- Native name: انطوان حايك
- Church: Melkite Greek Catholic Church
- Archdiocese: Archeparchy of Baniyas
- In office: 19 July 1989 – 2006
- Predecessor: Nicolas Hajj
- Successor: Georges Nicholas Haddad

Orders
- Ordination: 1 August 1954
- Consecration: 11 February 1990 by Maximos V Hakim

Personal details
- Born: 26 August 1928 Maghdouché, Mandatory Lebanese Republic, French Empire
- Died: 1 May 2010 (aged 81)

= Antoine Hayek =

Melkite Greek Catholic archbishop (1928–2010)

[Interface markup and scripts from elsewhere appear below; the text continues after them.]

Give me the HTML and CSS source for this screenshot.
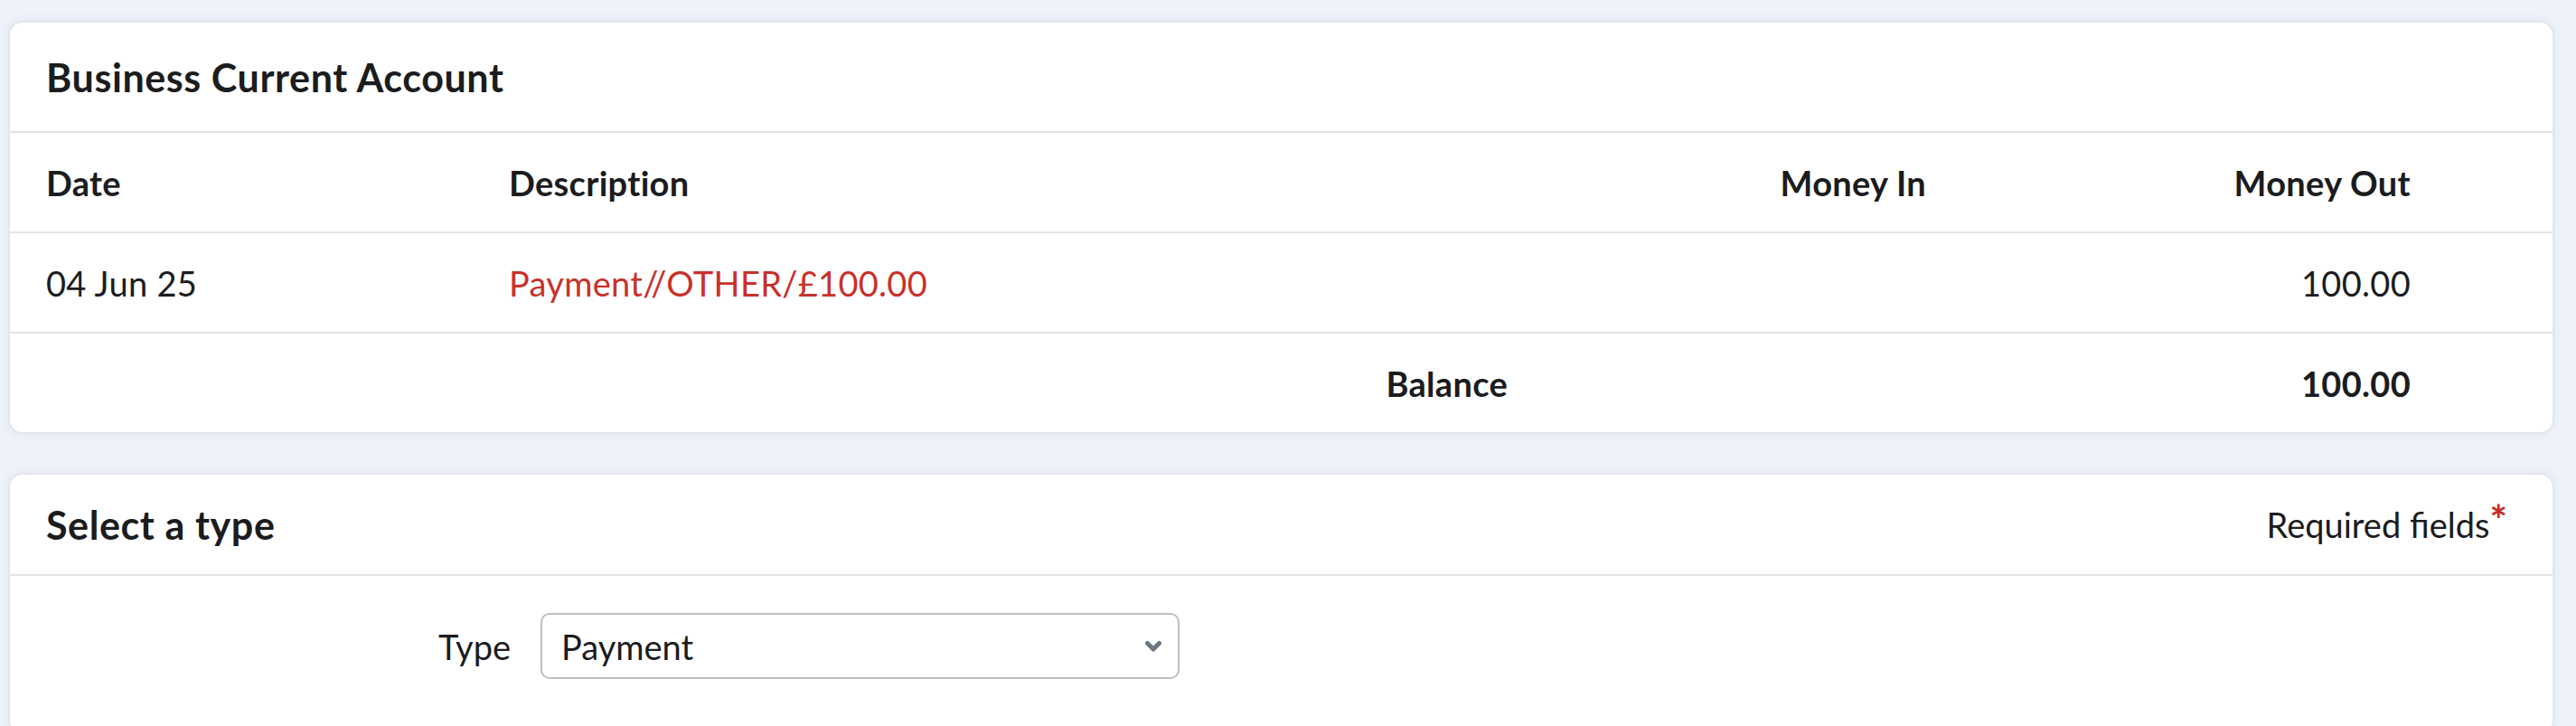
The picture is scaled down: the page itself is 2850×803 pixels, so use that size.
FILE: index.html
```html
<!DOCTYPE html>
<html lang="en">
<head>
<meta charset="utf-8">
<title>Business Current Account</title>
<link rel="stylesheet" href="styles.css">
</head>
<body>
<main class="page">
  <section class="card">
    <header class="card-header">
      <h2 class="card-title">Business Current Account</h2>
    </header>
    <div class="table">
      <div class="row head">
        <div class="cell">Date</div>
        <div class="cell">Description</div>
        <div class="cell num">Money In</div>
        <div class="cell num">Money Out</div>
        <div class="cell"></div>
      </div>
      <div class="row">
        <div class="cell">04 Jun 25</div>
        <div class="cell link">Payment//OTHER/£100.00</div>
        <div class="cell num"></div>
        <div class="cell num">100.00</div>
        <div class="cell"></div>
      </div>
      <div class="row total">
        <div class="cell"></div>
        <div class="cell num strong">Balance</div>
        <div class="cell num"></div>
        <div class="cell num strong">100.00</div>
        <div class="cell"></div>
      </div>
    </div>
  </section>

  <section class="card card-form">
    <header class="card-header split">
      <h2 class="card-title">Select a type</h2>
      <span class="required">Required fields<sup class="star">*</sup></span>
    </header>
    <div class="form-body">
      <div class="field">
        <label class="field-label">Type</label>
        <div class="select">
          <span class="select-value">Payment</span>
          <svg class="chevron" width="20" height="13" viewBox="0 0 20 13" aria-hidden="true">
            <polyline points="3.5,3.5 10,10 16.5,3.5" fill="none" stroke="#6b7782" stroke-width="5" stroke-linecap="round" stroke-linejoin="round"/>
          </svg>
        </div>
      </div>
    </div>
  </section>
</main>
</body>
</html>
```

FILE: styles.css
```css
* {
  box-sizing: border-box;
}

html, body {
  margin: 0;
  padding: 0;
}

body {
  background: #eef2f9;
  font-family: "Lato", "Inter", "Liberation Sans", sans-serif;
  color: #1b1c1e;
  height: 803px;
  overflow: hidden;
}

.page {
  padding: 23px 24px 0 9px;
  display: flex;
  flex-direction: column;
  gap: 43px;
}

.card {
  background: #ffffff;
  border: 2px solid #e3e5ea;
  border-radius: 16px;
  box-shadow: 0 0 10px rgba(190, 200, 220, 0.25);
}

.card-header {
  height: 122px;
  border-bottom: 2px solid #e3e4e9;
  display: flex;
  align-items: center;
  padding: 0 40px;
}

.card-header.split {
  height: 112px;
  justify-content: space-between;
  padding-right: 50px;
}

.card-title {
  margin: 0;
  font-size: 43px;
  font-weight: 700;
  letter-spacing: 0.6px;
}

.table {
  display: flex;
  flex-direction: column;
}

.row {
  display: grid;
  grid-template-columns: 512px 1105px 463px 536px 1fr;
  align-items: center;
  height: 111px;
  border-bottom: 2px solid #e3e4e9;
  padding-left: 40px;
  font-size: 38px;
  letter-spacing: 0.3px;
}

.row.total {
  border-bottom: none;
  height: 109px;
}

.row.head .cell,
.cell.strong {
  font-weight: 700;
}

.cell.num {
  text-align: right;
}

.cell.link {
  color: #c8312a;
}

.required {
  font-size: 38px;
  font-weight: 400;
}

.star {
  color: #c62b26;
  font-size: 46px;
  font-weight: 700;
  vertical-align: 0;
  position: relative;
  top: -3px;
  margin-left: 0;
  line-height: 0;
}

.form-body {
  padding: 41px 0 60px;
}

.field {
  display: flex;
  align-items: center;
  gap: 33px;
}

.field-label {
  width: 554px;
  text-align: right;
  font-size: 38px;
}

.select {
  width: 707px;
  height: 73px;
  border: 2px solid #b9c0c6;
  border-radius: 10px;
  display: flex;
  align-items: center;
  justify-content: space-between;
  padding: 0 17px 0 21px;
  font-size: 38px;
  background: #ffffff;
}

.chevron {
  display: block;
}
```
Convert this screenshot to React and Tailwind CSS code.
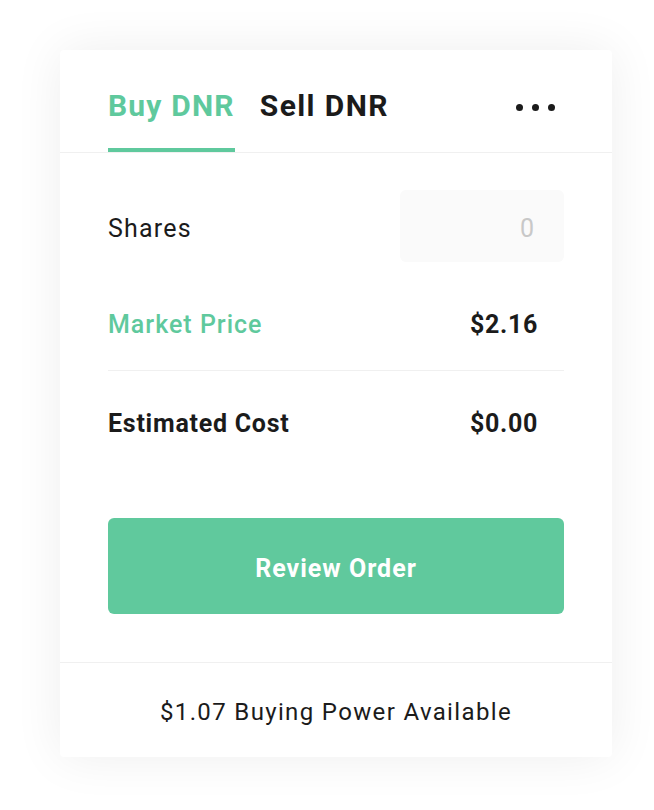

Antoine Hayek (26 August 1928 – 1 May 2010) was an Eastern Catholic bishop of the Melkite Greek Catholic Church and was archbishop of the Melkite Greek Catholic Archeparchy of Baniyas.

==Life==
Antoine Hayek joined the Congregation of the Basilians and was ordained on 1 August 1954 to the priesthood.

He was elected by the Holy Synod of the Melkite Greek Catholic Church Archbishop of Archeparchy of Banyas (Caesarea Philippi) and Marjayoun being confirmed by Pope John Paul II on 19 July 1989. His episcopal ordination was performed on 11 February 1990 by Maximos V Hakim, Patriarch of Antioch of the Melkite Greek Catholic Church and his co-consecrators were Joseph Raya, Archbishop of Acre Archeparchy of Graeco-Melkites, and Abraham Nehmé, Archbishop of Homs the Greek Melkites.

Hayek was a member of the Assembly of Catholic Patriarchs and Bishops in Lebanon.

His age-related resignation occurred during the Holy Synod in Ain Traz, which took place from 9 to 14 October 2006.